# What to produce:
Collect every line in the records below that contains the word "code".

# Material:
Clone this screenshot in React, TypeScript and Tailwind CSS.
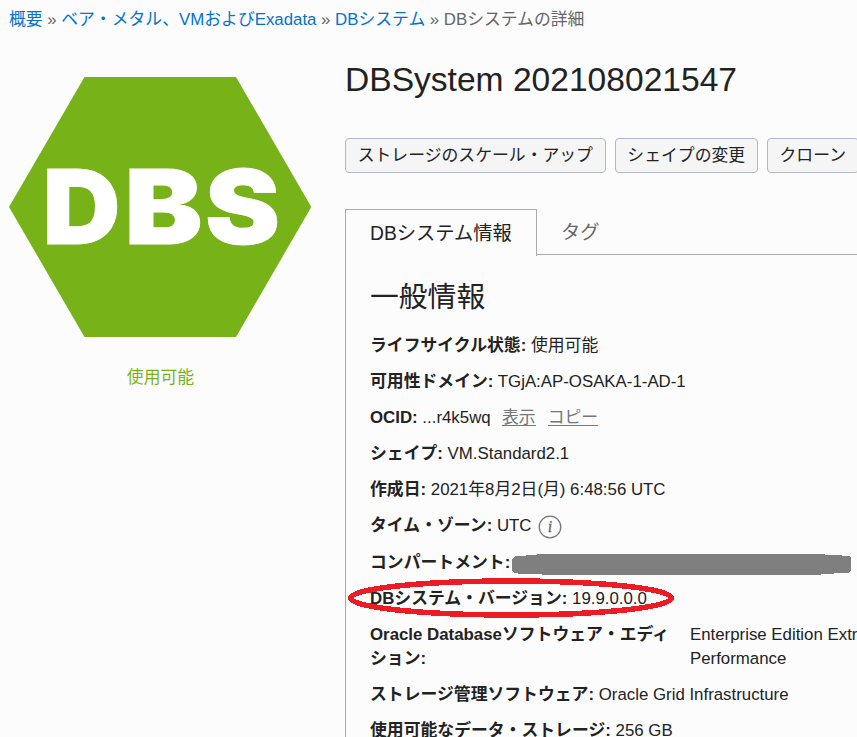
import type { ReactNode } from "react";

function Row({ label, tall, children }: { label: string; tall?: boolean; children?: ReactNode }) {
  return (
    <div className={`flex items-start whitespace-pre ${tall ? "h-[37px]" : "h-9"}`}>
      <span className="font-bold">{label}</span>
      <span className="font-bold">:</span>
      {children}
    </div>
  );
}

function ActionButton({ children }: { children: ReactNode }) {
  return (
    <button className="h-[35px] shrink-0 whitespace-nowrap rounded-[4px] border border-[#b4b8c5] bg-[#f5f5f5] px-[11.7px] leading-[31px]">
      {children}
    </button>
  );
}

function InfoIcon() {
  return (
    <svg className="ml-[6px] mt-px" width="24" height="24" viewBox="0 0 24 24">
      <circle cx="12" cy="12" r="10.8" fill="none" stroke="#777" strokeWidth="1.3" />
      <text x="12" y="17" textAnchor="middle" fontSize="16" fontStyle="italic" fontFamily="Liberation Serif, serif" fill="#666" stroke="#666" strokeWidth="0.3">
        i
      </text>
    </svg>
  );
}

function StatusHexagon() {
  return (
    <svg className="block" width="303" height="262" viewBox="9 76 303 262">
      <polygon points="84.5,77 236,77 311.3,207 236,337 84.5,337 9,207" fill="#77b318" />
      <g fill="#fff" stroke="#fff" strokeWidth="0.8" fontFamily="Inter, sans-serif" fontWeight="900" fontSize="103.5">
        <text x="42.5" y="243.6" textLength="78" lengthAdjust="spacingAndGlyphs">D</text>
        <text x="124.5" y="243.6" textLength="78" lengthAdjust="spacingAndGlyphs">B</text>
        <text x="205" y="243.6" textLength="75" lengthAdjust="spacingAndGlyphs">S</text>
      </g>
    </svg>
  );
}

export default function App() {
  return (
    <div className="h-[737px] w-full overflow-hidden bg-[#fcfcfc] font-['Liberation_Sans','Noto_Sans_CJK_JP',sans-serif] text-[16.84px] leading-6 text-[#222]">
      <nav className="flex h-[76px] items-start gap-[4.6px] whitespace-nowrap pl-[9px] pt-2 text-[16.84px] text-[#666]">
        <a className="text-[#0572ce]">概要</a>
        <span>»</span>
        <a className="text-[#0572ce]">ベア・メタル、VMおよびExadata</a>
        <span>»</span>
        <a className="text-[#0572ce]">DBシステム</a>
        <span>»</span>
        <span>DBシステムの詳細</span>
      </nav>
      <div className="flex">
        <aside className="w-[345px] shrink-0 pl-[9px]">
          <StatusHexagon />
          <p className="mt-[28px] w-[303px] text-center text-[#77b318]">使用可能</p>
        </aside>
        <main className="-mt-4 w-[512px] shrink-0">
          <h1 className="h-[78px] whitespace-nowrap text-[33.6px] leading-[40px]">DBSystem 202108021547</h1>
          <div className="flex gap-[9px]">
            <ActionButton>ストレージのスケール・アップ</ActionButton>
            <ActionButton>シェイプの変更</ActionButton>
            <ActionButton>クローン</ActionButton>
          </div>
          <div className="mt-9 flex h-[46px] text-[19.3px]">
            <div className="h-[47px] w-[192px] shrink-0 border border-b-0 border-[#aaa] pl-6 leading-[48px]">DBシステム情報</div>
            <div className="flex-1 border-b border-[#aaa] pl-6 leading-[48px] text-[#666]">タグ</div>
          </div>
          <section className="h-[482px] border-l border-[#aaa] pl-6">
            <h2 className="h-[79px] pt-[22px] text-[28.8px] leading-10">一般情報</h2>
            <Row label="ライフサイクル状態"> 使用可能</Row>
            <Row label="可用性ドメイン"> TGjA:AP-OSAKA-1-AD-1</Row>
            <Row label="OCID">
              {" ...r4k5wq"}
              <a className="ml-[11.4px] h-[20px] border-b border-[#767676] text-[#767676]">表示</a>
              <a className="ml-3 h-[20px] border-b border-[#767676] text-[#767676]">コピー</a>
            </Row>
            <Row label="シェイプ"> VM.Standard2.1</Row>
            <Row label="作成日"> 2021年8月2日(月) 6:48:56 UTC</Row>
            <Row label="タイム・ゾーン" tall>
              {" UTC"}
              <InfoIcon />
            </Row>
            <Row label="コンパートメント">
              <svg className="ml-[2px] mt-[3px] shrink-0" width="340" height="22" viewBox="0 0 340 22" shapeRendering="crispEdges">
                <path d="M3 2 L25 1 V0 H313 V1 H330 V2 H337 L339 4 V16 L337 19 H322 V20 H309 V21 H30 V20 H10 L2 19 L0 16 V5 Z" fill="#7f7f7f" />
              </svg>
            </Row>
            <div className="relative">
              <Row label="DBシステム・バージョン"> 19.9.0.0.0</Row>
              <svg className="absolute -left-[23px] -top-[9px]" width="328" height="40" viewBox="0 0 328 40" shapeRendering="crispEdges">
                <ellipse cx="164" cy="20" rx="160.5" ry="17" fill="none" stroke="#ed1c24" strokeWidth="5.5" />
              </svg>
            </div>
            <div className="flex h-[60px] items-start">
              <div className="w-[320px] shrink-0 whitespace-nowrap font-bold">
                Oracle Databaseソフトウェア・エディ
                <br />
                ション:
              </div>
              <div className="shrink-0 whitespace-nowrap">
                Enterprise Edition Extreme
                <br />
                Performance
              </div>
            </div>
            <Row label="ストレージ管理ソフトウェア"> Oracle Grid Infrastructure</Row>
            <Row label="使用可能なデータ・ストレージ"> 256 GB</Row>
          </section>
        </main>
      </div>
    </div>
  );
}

--

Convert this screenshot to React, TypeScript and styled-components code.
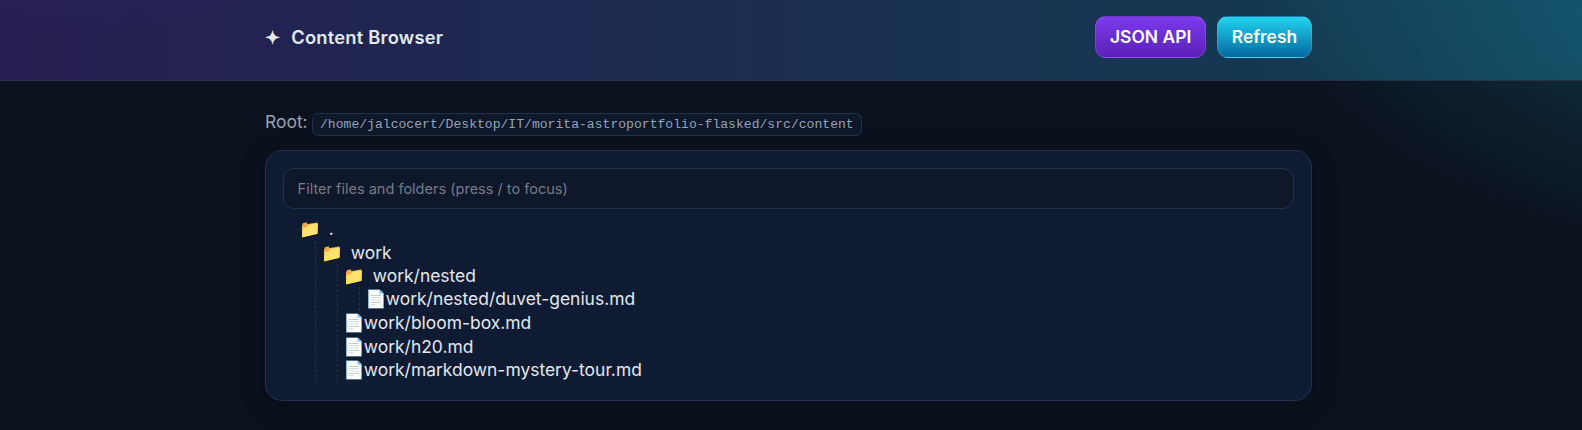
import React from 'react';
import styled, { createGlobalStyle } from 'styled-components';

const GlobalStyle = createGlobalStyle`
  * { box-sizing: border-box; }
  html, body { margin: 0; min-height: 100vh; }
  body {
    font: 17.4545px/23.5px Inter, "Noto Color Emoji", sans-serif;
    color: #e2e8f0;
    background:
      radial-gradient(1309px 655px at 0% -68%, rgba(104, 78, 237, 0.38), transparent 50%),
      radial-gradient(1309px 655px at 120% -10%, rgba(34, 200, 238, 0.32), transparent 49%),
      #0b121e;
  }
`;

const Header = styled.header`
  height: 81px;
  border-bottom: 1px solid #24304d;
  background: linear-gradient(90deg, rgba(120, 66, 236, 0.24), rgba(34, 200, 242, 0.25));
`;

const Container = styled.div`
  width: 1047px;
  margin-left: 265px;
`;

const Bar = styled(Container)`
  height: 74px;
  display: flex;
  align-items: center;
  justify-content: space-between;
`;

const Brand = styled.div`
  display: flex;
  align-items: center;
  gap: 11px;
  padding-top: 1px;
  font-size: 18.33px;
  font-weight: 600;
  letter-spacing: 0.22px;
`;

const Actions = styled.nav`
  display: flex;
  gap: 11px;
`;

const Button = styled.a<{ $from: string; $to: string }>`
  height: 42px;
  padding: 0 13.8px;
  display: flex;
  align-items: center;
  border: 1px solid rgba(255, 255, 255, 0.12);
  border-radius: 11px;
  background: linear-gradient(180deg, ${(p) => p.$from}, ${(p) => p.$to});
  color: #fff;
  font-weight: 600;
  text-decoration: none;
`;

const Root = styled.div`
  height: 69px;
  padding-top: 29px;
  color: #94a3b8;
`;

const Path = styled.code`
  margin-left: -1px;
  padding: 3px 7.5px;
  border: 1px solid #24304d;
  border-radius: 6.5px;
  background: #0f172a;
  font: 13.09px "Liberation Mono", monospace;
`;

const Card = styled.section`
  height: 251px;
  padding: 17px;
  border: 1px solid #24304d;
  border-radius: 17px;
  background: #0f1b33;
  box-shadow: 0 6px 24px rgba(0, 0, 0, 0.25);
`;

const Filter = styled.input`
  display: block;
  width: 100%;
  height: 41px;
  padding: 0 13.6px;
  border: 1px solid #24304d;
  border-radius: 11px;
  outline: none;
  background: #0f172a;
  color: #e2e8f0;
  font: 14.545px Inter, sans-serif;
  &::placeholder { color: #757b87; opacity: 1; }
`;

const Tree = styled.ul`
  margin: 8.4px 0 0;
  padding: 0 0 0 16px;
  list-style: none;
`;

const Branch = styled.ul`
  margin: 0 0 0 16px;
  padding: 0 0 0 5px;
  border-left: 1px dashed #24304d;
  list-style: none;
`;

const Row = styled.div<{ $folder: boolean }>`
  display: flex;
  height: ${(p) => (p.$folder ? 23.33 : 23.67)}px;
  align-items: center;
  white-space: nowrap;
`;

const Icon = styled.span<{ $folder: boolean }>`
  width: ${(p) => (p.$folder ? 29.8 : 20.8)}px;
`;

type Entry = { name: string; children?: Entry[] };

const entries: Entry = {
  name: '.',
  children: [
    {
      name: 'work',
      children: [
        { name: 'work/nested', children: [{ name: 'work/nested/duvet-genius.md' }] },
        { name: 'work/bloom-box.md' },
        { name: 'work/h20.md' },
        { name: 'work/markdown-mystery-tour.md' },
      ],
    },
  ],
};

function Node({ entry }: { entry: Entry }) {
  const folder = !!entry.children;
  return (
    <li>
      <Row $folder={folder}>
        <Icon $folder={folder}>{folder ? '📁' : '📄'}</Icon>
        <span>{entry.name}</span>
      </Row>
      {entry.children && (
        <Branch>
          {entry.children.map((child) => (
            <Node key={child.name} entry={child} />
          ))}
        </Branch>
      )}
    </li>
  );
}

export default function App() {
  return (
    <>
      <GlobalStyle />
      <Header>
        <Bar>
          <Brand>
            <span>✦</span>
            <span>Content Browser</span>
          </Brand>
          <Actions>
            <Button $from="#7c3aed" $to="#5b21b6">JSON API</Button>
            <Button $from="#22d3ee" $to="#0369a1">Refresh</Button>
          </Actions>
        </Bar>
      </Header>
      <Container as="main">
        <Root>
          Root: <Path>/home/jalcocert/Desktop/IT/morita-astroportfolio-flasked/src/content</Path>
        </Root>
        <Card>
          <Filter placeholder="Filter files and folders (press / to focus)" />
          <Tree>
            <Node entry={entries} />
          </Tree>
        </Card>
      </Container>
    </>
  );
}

==

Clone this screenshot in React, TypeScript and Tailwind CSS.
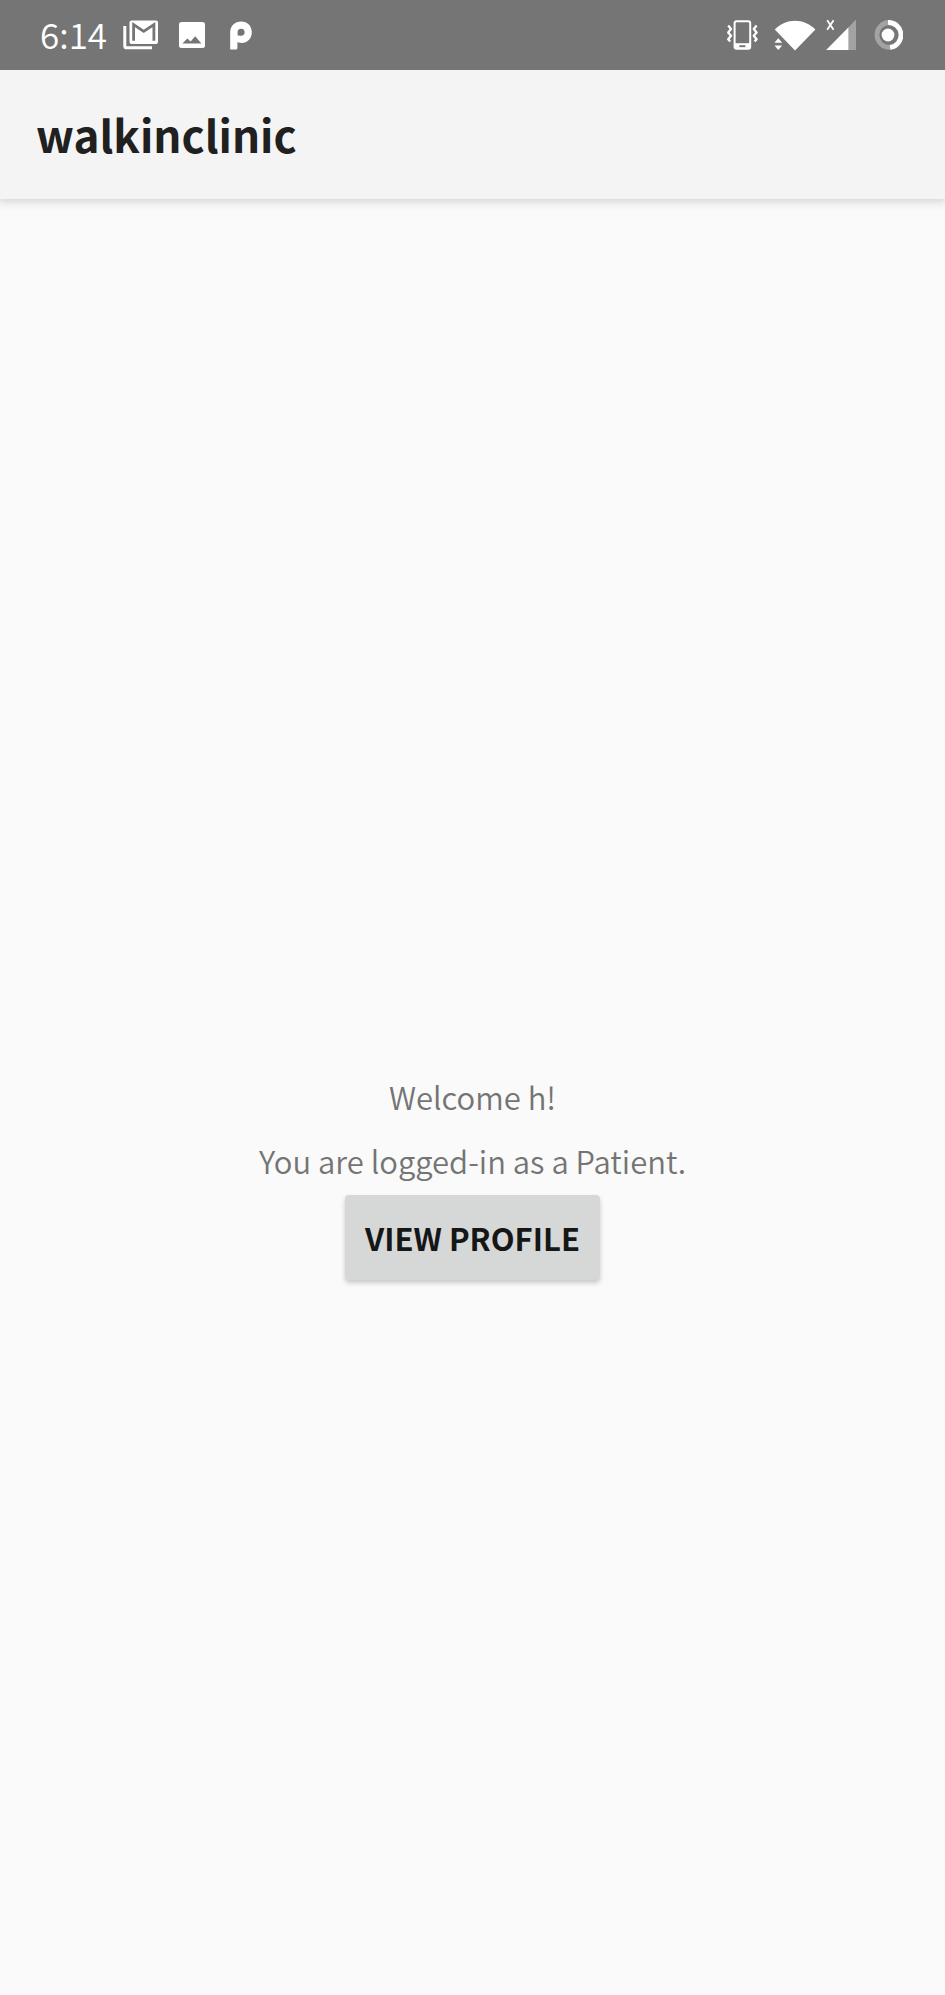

# The output:
Convert this screenshot to React, TypeScript and styled-components code.
const Path = styled.code`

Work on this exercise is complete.